Per combattere la criminalità organizzata, da anni Tijuana ospita il “Forum internazionale per la cultura della legalità”, nel corso del quale si mettono a confronto le esperienze maturate nei diversi Paesi dell’America Latina, con riferimento alle peculiari condizioni socio-economiche.
Nel 2009, il direttore Francisco Rivas ha invitato una delegazione del “Progetto legalità in nome di Paolo Borsellino” al fine di indagare le strategie migliori per diffondere un messaggio unanime di ordine e di giustizia.
Tre anni più tardi, Jérôme Sessini realizza “The Wrong Side”, reportage nato da un’esperienza di quattro anni in Messico tra Culiacàn, Tijuana e Ciudad Juàrez, alcune tra le città più pericolose del mondo. Le fotografie di Sessini non “urlano”, non scadono nel sensazionalismo, piuttosto riescono a mostrare il vuoto, la desolazione delle prostitute, il buio delle case, dove l’unica luce proviene dalla televisione perennemente accesa, lo squallore delle strade non asfaltate, dove le auto avanzano nel fango.
“Le emozioni sono facili da provocare”, afferma il reporter francese, mentre ciò che auspica è che le sue immagini entrino in un rapporto dialettico con chi le guarda e riescano ad innescare una forma di comunicazione pura e senza filtri.

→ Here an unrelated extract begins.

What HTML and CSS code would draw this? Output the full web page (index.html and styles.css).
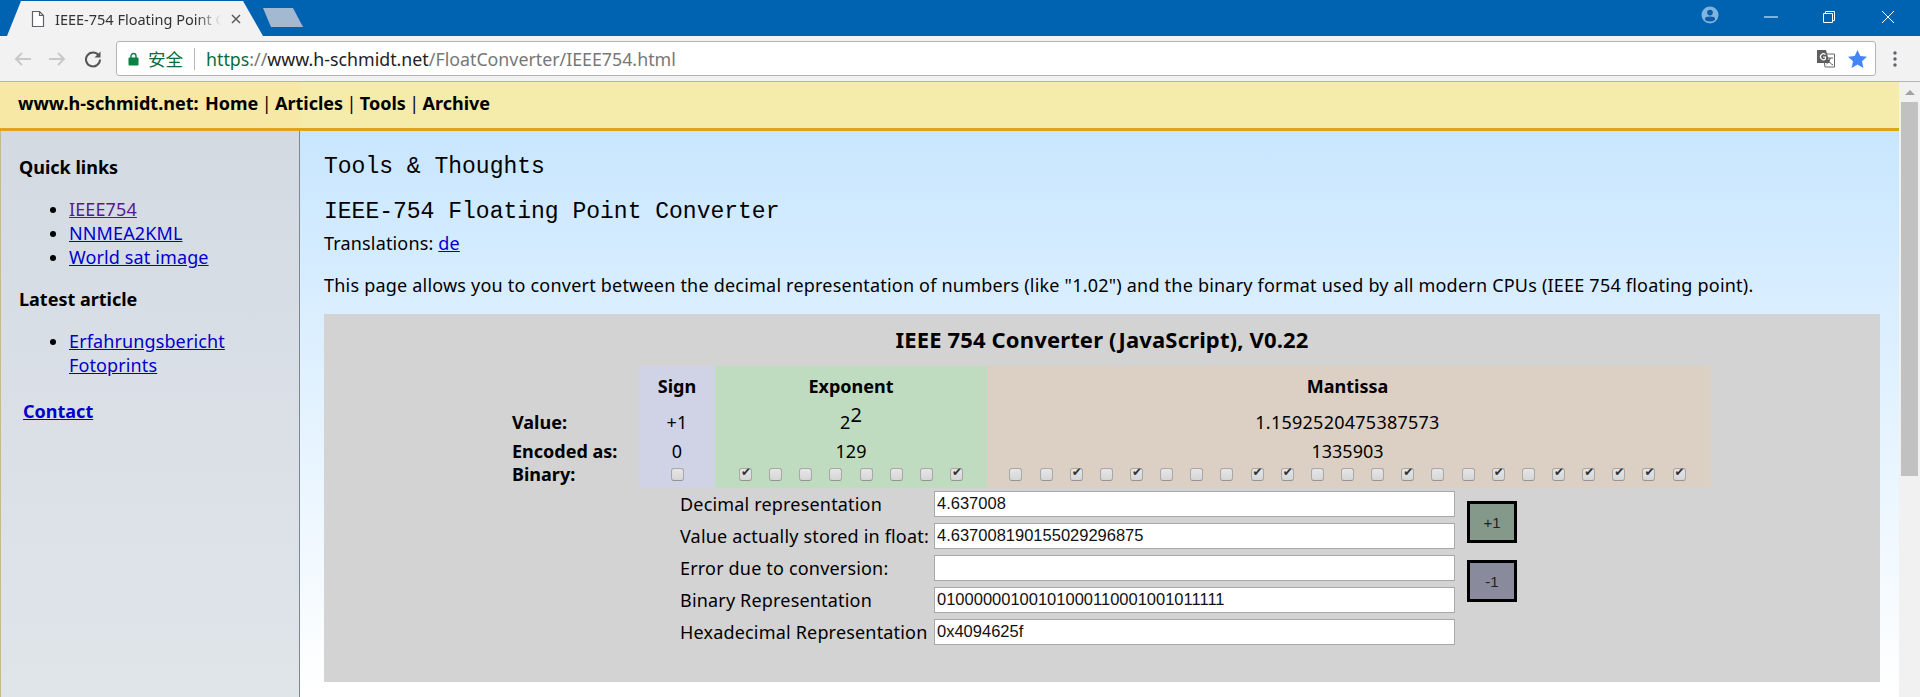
FILE: index.html
```html
<!DOCTYPE html>
<html lang="zh">
<head>
    <meta charset="UTF-8">
    <title>IEEE-754 Floating Point Converter</title>
    <link rel="stylesheet" href="styles.css">
</head>
<body>
    <div class="tabstrip">
        <div class="tab">
            <svg class="tab-icon" width="14" height="18" viewBox="0 0 14 18"><path d="M1.500 1.500h7l4 4v11h-11z M8.500 1.500v4h4" fill="#fff" stroke="#5f6368" stroke-width="1.200"/></svg>
            <span class="tab-title">IEEE-754 Floating Point Converter</span>
            <svg class="tab-close" width="10" height="10" viewBox="0 0 10 10"><path d="M1 1l8 8M9 1l-8 8" stroke="#5a5a5a" stroke-width="1.500"/></svg>
        </div>
        <div class="newtab"></div>
        <div class="window-controls">
            <svg class="profile" width="18" height="18" viewBox="0 0 18 18"><circle cx="9" cy="9" r="8.500" fill="#7fb3e0"/><circle cx="9" cy="6.600" r="2.800" fill="#0a5ca8"/><ellipse cx="9" cy="13" rx="5" ry="2.400" fill="#0a5ca8"/></svg>
            <svg class="minimize" width="14" height="2" viewBox="0 0 14 2"><path d="M0 1h14" stroke="#fff" stroke-width="1"/></svg>
            <svg class="restore" width="14" height="14" viewBox="0 0 14 14"><path d="M1.500 3.500h9v9h-9z M3.500 3.500v-2h9v9h-2" fill="none" stroke="#fff" stroke-width="1"/></svg>
            <svg class="close" width="14" height="14" viewBox="0 0 14 14"><path d="M1 1l12 12M13 1L1 13" stroke="#fff" stroke-width="1"/></svg>
        </div>
    </div>

    <div class="toolbar">
        <svg class="nav-btn" width="20" height="16" viewBox="0 0 20 16"><path d="M18 8H3M9 2L3 8l6 6" fill="none" stroke="#c8c8c8" stroke-width="2"/></svg>
        <svg class="nav-btn" width="20" height="16" viewBox="0 0 20 16"><path d="M2 8h15M11 2l6 6-6 6" fill="none" stroke="#c8c8c8" stroke-width="2"/></svg>
        <svg class="nav-btn reload" width="18" height="18" viewBox="0 0 18 18"><path d="M14.600 5.200A7 7 0 1 0 16 9.500" fill="none" stroke="#555" stroke-width="2"/><path d="M16.500 1.500v6h-6z" fill="#555"/></svg>
        <div class="omnibox">
            <svg class="lock" width="11" height="14" viewBox="0 0 11 14"><path d="M3 6V4a2.500 2.500 0 0 1 5 0v2" fill="none" stroke="#0b8043" stroke-width="1.400"/><rect x="0.500" y="5.500" width="10" height="8" rx="1" fill="#0b8043"/></svg>
            <span class="secure">安全</span>
            <span class="divider"></span>
            <span class="url"><span class="url-https">https</span><span class="url-path">://</span>www.h-schmidt.net<span class="url-path">/FloatConverter/IEEE754.html</span></span>
            <svg class="translate" width="19" height="18" viewBox="0 0 19 18"><path d="M7 4h11.500v13H9z" fill="#fff" stroke="#666"/><path d="M1 0h9l3.500 13H1z" fill="#5f5f5f"/><path d="M9.500 4.500a3 3 0 1 0 0 4.500V7H7" fill="none" stroke="#fff" stroke-width="1.200"/><path d="M11 8h6M14 8c0 3-2 5-3.500 6M12 10c1 2 3 4 5 5" fill="none" stroke="#555"/></svg>
            <svg class="star" width="19" height="18" viewBox="0 0 19 18"><path d="M9.500 0l2.800 6 6.700.8-5 4.500 1.400 6.700-5.900-3.400L3.600 18 5 11.300 0 6.800 6.700 6z" fill="#4285f4"/></svg>
        </div>
        <svg class="menu" width="4" height="18" viewBox="0 0 4 18"><circle cx="2" cy="3" r="1.700" fill="#5f6368"/><circle cx="2" cy="9" r="1.700" fill="#5f6368"/><circle cx="2" cy="15" r="1.700" fill="#5f6368"/></svg>
    </div>

    <div class="viewport">
        <div class="page">
            <div class="topbar">
                <span class="site">www.h-schmidt.net:</span> <b>Home</b> | <b>Articles</b> | <b>Tools</b> | <b>Archive</b>
            </div>
            <div class="columns">
                <aside class="sidebar">
                    <h3>Quick links</h3>
                    <ul>
                        <li><a href="#" class="visited">IEEE754</a></li>
                        <li><a href="#">NNMEA2KML</a></li>
                        <li><a href="#">World sat image</a></li>
                    </ul>
                    <h3>Latest article</h3>
                    <ul>
                        <li><a href="#">Erfahrungsbericht Fotoprints</a></li>
                    </ul>
                    <a href="#" class="contact">Contact</a>
                </aside>
                <main class="content">
                    <h1>Tools &amp; Thoughts</h1>
                    <h2>IEEE-754 Floating Point Converter</h2>
                    <p class="translations">Translations: <a href="#">de</a></p>
                    <p class="intro">This page allows you to convert between the decimal representation of numbers (like "1.02") and the binary format used by all modern CPUs (IEEE 754 floating point).</p>

                    <div class="converter">
                        <div class="converter-title">IEEE 754 Converter (JavaScript), V0.22</div>
                        <div class="bits">
                            <div class="row-labels">
                                <div>Value:</div>
                                <div class="encoded-label">Encoded as:</div>
                                <div class="binary-label">Binary:</div>
                            </div>
                            <div class="field sign">
                                <div class="field-name">Sign</div>
                                <div class="field-value">+1</div>
                                <div class="field-encoded">0</div>
                                <div class="checks">
                                    <input type="checkbox">
                                </div>
                            </div>
                            <div class="field exponent">
                                <div class="field-name">Exponent</div>
                                <div class="field-value">2<sup>2</sup></div>
                                <div class="field-encoded">129</div>
                                <div class="checks">
                                    <input type="checkbox" checked>
                                    <input type="checkbox">
                                    <input type="checkbox">
                                    <input type="checkbox">
                                    <input type="checkbox">
                                    <input type="checkbox">
                                    <input type="checkbox">
                                    <input type="checkbox" checked>
                                </div>
                            </div>
                            <div class="field mantissa">
                                <div class="field-name">Mantissa</div>
                                <div class="field-value">1.1592520475387573</div>
                                <div class="field-encoded">1335903</div>
                                <div class="checks">
                                    <input type="checkbox">
                                    <input type="checkbox">
                                    <input type="checkbox" checked>
                                    <input type="checkbox">
                                    <input type="checkbox" checked>
                                    <input type="checkbox">
                                    <input type="checkbox">
                                    <input type="checkbox">
                                    <input type="checkbox" checked>
                                    <input type="checkbox" checked>
                                    <input type="checkbox">
                                    <input type="checkbox">
                                    <input type="checkbox">
                                    <input type="checkbox" checked>
                                    <input type="checkbox">
                                    <input type="checkbox">
                                    <input type="checkbox" checked>
                                    <input type="checkbox">
                                    <input type="checkbox" checked>
                                    <input type="checkbox" checked>
                                    <input type="checkbox" checked>
                                    <input type="checkbox" checked>
                                    <input type="checkbox" checked>
                                </div>
                            </div>
                        </div>
                        <div class="values">
                            <div class="value-rows">
                                <label>Decimal representation</label>
                                <input type="text" value="4.637008">
                                <label>Value actually stored in float:</label>
                                <input type="text" value="4.637008190155029296875">
                                <label>Error due to conversion:</label>
                                <input type="text" value="">
                                <label>Binary Representation</label>
                                <input type="text" value="01000000100101000110001001011111">
                                <label>Hexadecimal Representation</label>
                                <input type="text" value="0x4094625f">
                            </div>
                            <div class="steppers">
                                <button type="button" class="plus">+1</button>
                                <button type="button" class="minus">-1</button>
                            </div>
                        </div>
                    </div>
                </main>
            </div>
        </div>
        <div class="scrollbar">
            <div class="scroll-arrow"></div>
            <div class="scroll-thumb"></div>
        </div>
    </div>
</body>
</html>
```

FILE: styles.css
```css
* {
    box-sizing: border-box;
}

html, body {
    height: 100%;
}

body {
    margin: 0;
    overflow: hidden;
    display: flex;
    flex-direction: column;
    background-color: #fff;
    font-family: 'Noto Sans', 'Noto Sans CJK SC', sans-serif;
    color: #000;
}

/* browser frame */
.tabstrip {
    height: 36px;
    flex: none;
    display: flex;
    align-items: flex-end;
    padding-left: 7px;
    background-color: #0063b1;
}

.tab {
    width: 256px;
    height: 35px;
    display: flex;
    align-items: center;
    padding: 0 22px 0 24px;
    background-color: #f2f2f2;
    clip-path: polygon(0 100%, 14px 0, 236px 0, 100% 100%);
}

.tab-icon {
    flex: none;
    margin-right: 10px;
}

.tab-title {
    flex: 1;
    overflow: hidden;
    white-space: nowrap;
    font-size: 14.500px;
    color: #333;
    -webkit-mask-image: linear-gradient(90deg, #000 85%, transparent);
    mask-image: linear-gradient(90deg, #000 85%, transparent);
}

.tab-close {
    flex: none;
    margin-left: 10px;
}

.newtab {
    width: 40px;
    height: 19px;
    margin: 0 0 9px 0;
    background-color: #a3b9d2;
    clip-path: polygon(0 0, 30px 0, 100% 100%, 8px 100%);
}

.window-controls {
    margin-left: auto;
    height: 36px;
    display: flex;
    align-items: center;
    padding-right: 25px;
}

.profile {
    margin: -7px 45px 0 0;
}

.minimize {
    margin: -2px 44px 0 0;
}

.restore {
    margin: -3px 45px 0 0;
}

.close {
    margin-top: -3px;
}

.toolbar {
    height: 46px;
    flex: none;
    display: flex;
    align-items: center;
    padding-left: 13px;
    background-color: #f2f2f2;
    border-bottom: 1px solid #b4b4b4;
}

.nav-btn {
    margin-right: 14px;
}

.reload {
    margin-left: 3px;
}

.omnibox {
    width: 1760px;
    height: 35px;
    display: flex;
    align-items: center;
    padding: 0 8px 0 11px;
    background-color: #fff;
    border: 1px solid #b4b4b4;
    border-radius: 3px;
}

.lock {
    flex: none;
    margin-right: 9px;
}

.secure {
    font-size: 17.500px;
    color: #0b6b3a;
}

.divider {
    width: 1px;
    height: 22px;
    margin: 0 11px;
    background-color: #b8b8b8;
}

.url {
    flex: 1;
    font-size: 17.800px;
    white-space: nowrap;
    color: #222;
}

.url-https {
    color: #0b6b3a;
}

.url-path {
    color: #777;
}

.translate {
    margin-right: 13px;
}

.menu {
    margin-left: 17px;
}

/* page */
.viewport {
    flex: 1;
    min-height: 0;
    display: flex;
}

.page {
    flex: 1;
    min-width: 0;
    display: flex;
    flex-direction: column;
}

.topbar {
    height: 49px;
    flex: none;
    padding: 9px 0 0 18px;
    background: linear-gradient(90deg, #f7e8a6 300px, #f5ebab 300px);
    border-bottom: 3px solid #dba61c;
    font-size: 18px;
    word-spacing: -1.300px;
}

.site {
    margin-right: 3px;
    font-weight: bold;
}

.columns {
    flex: 1;
    min-height: 0;
    display: flex;
}

.sidebar {
    width: 300px;
    flex: none;
    padding: 24px 0 0 18px;
    background: linear-gradient(#d4dae2, #e0e5ea);
    border-left: 1px solid #c8b88a;
    border-right: 1px solid #7d8790;
    font-size: 18px;
    line-height: 24px;
}

.sidebar h3 {
    margin: 0 0 18px;
    font-size: 18px;
    line-height: 24px;
}

.sidebar ul {
    margin: 0 0 18px;
    padding-left: 50px;
    letter-spacing: 0.120px;
}

.sidebar a, .translations a {
    color: #0000cc;
}

.sidebar a.visited {
    color: #551a8b;
}

.contact {
    display: block;
    margin: 22px 0 0 4px;
    font-weight: bold;
}

.content {
    flex: 1;
    min-width: 0;
    padding: 22px 19px 0 24px;
    background: linear-gradient(#c8e6ff, #fff 560px);
}

h1, h2 {
    margin: 0;
    font-family: 'Liberation Mono', monospace;
    font-size: 23px;
    font-weight: normal;
    line-height: 28px;
}

h2 {
    margin-top: 17px;
}

.content p {
    margin: 0;
    font-size: 18px;
    line-height: 24px;
    letter-spacing: 0.210px;
}

.content .translations {
    margin-top: 5px;
    letter-spacing: 0.160px;
}

.content .intro {
    margin-top: 18px;
}

/* converter box */
.converter {
    height: 368px;
    margin-top: 17px;
    padding-top: 10px;
    background-color: #d3d3d3;
}

.converter-title {
    height: 42px;
    font-size: 22px;
    font-weight: bold;
    line-height: 30px;
    text-align: center;
    letter-spacing: 0.150px;
}

.bits {
    height: 122px;
    padding-left: 315px;
    display: flex;
}

.row-labels {
    width: 0;
    padding-top: 42px;
    font-size: 18px;
    font-weight: bold;
    line-height: 28px;
    white-space: nowrap;
    direction: rtl;
}

.row-labels div {
    direction: ltr;
    width: 127px;
}

.row-labels .encoded-label {
    margin-top: 1px;
}

.row-labels .binary-label {
    margin-top: -5px;
}

.field {
    display: flex;
    flex-direction: column;
    text-align: center;
    font-size: 18px;
}

.sign {
    width: 76px;
    background-color: #d0d2e6;
}

.exponent {
    width: 272px;
    background-color: #c0dcc0;
}

.mantissa {
    width: 724px;
    padding-right: 3px;
    background-color: #dcd0c4;
}

.field-name {
    height: 38px;
    font-weight: bold;
    line-height: 41px;
}

.field-value {
    height: 32px;
    line-height: 36px;
    letter-spacing: 0.250px;
}

.field-value sup {
    font-size: 20px;
    line-height: 0;
}

.field-encoded {
    height: 28px;
    line-height: 30px;
}

.checks {
    display: flex;
    justify-content: center;
    gap: 17.150px;
    padding-top: 4px;
}

.checks input {
    appearance: none;
    width: 13px;
    height: 13px;
    margin: 0;
    position: relative;
    background: linear-gradient(#e6e6e6, #d6d6d6);
    border: 1px solid #a8a8a8;
    border-bottom-color: #949494;
    border-radius: 3px;
}

.checks input:checked::after {
    content: "✔";
    position: absolute;
    left: 1px;
    top: -4px;
    font-family: 'DejaVu Sans', sans-serif;
    font-size: 12px;
    color: #333;
}

.values {
    display: flex;
    padding: 3px 0 0 356px;
}

.value-rows {
    display: grid;
    grid-template-columns: 254px 521px;
    grid-auto-rows: 26px;
    row-gap: 6px;
    align-items: center;
}

.value-rows label {
    font-size: 18px;
    white-space: nowrap;
    letter-spacing: 0.180px;
}

.value-rows input {
    width: 100%;
    height: 26px;
    padding: 0 1px 2px 2px;
    background-color: #fff;
    border: 1px solid #a9a9a9;
    font-family: 'Liberation Sans', sans-serif;
    font-size: 16.500px;
    color: #111;
}

.steppers {
    display: flex;
    flex-direction: column;
    gap: 17px;
    padding: 10px 0 0 12px;
}

.steppers button {
    width: 50px;
    height: 42px;
    padding: 0;
    border: 3px solid #000;
    font-family: 'Liberation Sans', sans-serif;
    font-size: 15px;
    color: #222;
}

.plus {
    background-color: #85998a;
}

.minus {
    background-color: #8a8a9d;
}

.scrollbar {
    width: 21px;
    flex: none;
    padding: 0 2px;
    background-color: #f1f1f1;
}

.scroll-arrow {
    width: 0;
    margin: 8px auto 7px;
    border: 5px solid transparent;
    border-top: 0;
    border-bottom: 5px solid #a3a3a3;
}

.scroll-thumb {
    height: 374px;
    background-color: #c1c1c1;
}
```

La «parte sbagliata del mondo», su cui si focalizza Sessini, fa da sfondo anche a numerosi film (da “Frontiera” con Jack Nicholson a “Traffic” con Benicio del Toro fino a “Bordertown” con Antonio Banderas) e a opere letterarie (dalla “Trilogia della frontiera” di Cormac McCarthy a “La polvere del Messico” di Pino Cacucci passando per “Ossa nel deserto” di Sergio Gonzàlez Rodrìguez).
Il tema del femminicidio lungo il confine tra il Messico e gli Stati Uniti, già presente in “2666” di Roberto Bolaño, costituisce l’asse portante dell’opera di Rodrìguez, giornalista e scrittore, che ha ottenuto una certa notorietà internazionale per aver scavato su questioni scomode, intrise di un’umanità cupa e tormentata. All’origine dell’ondata di omicidi ci sarebbe, secondo l’autore, “il puro e semplice gusto di uccidere delle donne, assieme a ragioni politico-economiche […]. Quasi sempre le vittime prescelte erano donne con certe caratteristiche: giovani, more, spesso immigrate senza radici nella zona. Venivano uccise in modo quasi rituale e a intervalli simili”.
Ai problemi citati si aggiunge quello dei tanti senzatetto – si stima sui trecentocinquanta – che vivono in condizioni precarie nei pressi del Tijuana River, al confine estremo del Messico. Alcuni trascorrono le giornate improvvisando letti di fortuna, altri elemosinando un piatto di fajita, altri ancora vendendo tartarughe giganti in porcellana.
Per tutti, la vita si ferma qui, tra le foglie di agave e i solitari cactus, in un «limbo asfittico e inospitale», dove i sogni delle persone sono sepolti dalla polvere del deserto.